The middle class, writes Ehrenreich, is losing ground as steadily as the poor-and it has even more parasites feasting on its wounds. Poised, well-educated, but of a certain age and without a classic career trajectory, Ehrenreich (Nickel and Dimed, 2001) changes her name back to her natal Barbara Alexander, takes a new social security number and tries to get a job in the corporate world. Poor thing, she sets her sights high, hoping for something with a nice health plan and "an income of about $50,000 a year, enough to land me solidly in the middle class." Phase 1, deliciously detailed here, encompasses Ehrenreich/Alexander's meetings with a succession of bullshit artists who attempt to soak as much of her money as they can while fixing the commas on her resume, helping her concoct lies about her working past and indoctrinating her in New Age nonsense that hardnosed corporate America seems to have swallowed whole.
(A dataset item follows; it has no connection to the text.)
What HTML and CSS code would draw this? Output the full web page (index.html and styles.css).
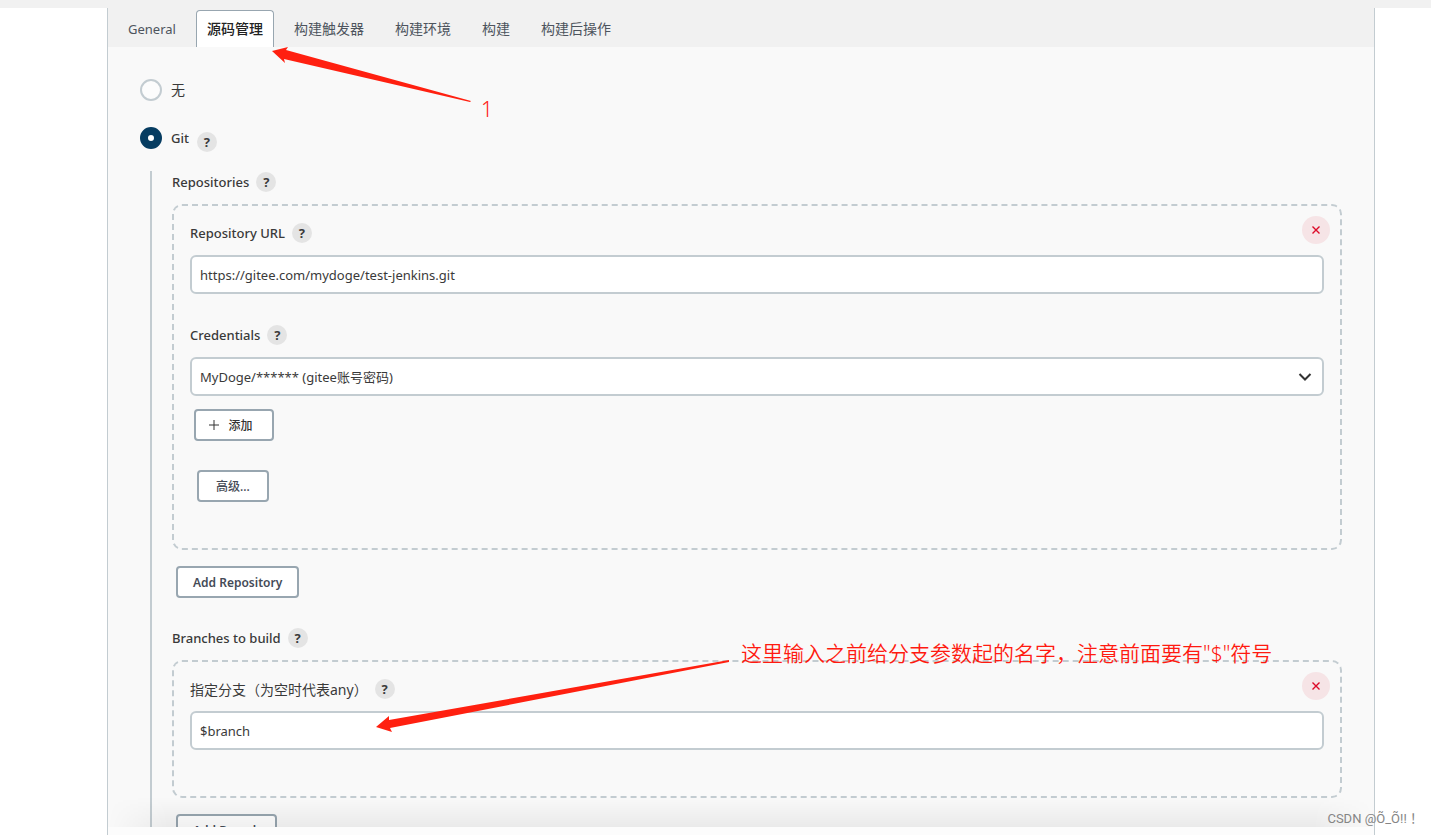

Phase 2 involves dreadful meet-and-greet networking rituals, many of them gateways to fundamentalist Christianity, another species of false hope to fuel the unemployed and underemployed. "The white-collar workforce," writes Ehrenreich, "seems to consist of two groups: those who can't find work at all and those who are employed in jobs where they work much more than they want to. In between lies a scary place where you dedicate long hours to a job that you sense is about to eject you, if only because so many colleagues have been laid off already." After months of looking and landing only pyramid-scheme offers in return, she concludes that the corporate world has sent her and her kind a clear message-anyone with a brain need not apply, and past success does not matter. What doesis obedience, and the sure knowledge that one can be sacrificed at any moment. Another unsettling message about an ugly America from a trustworthy herald. Read it and weep-especially if you're a job-seeker.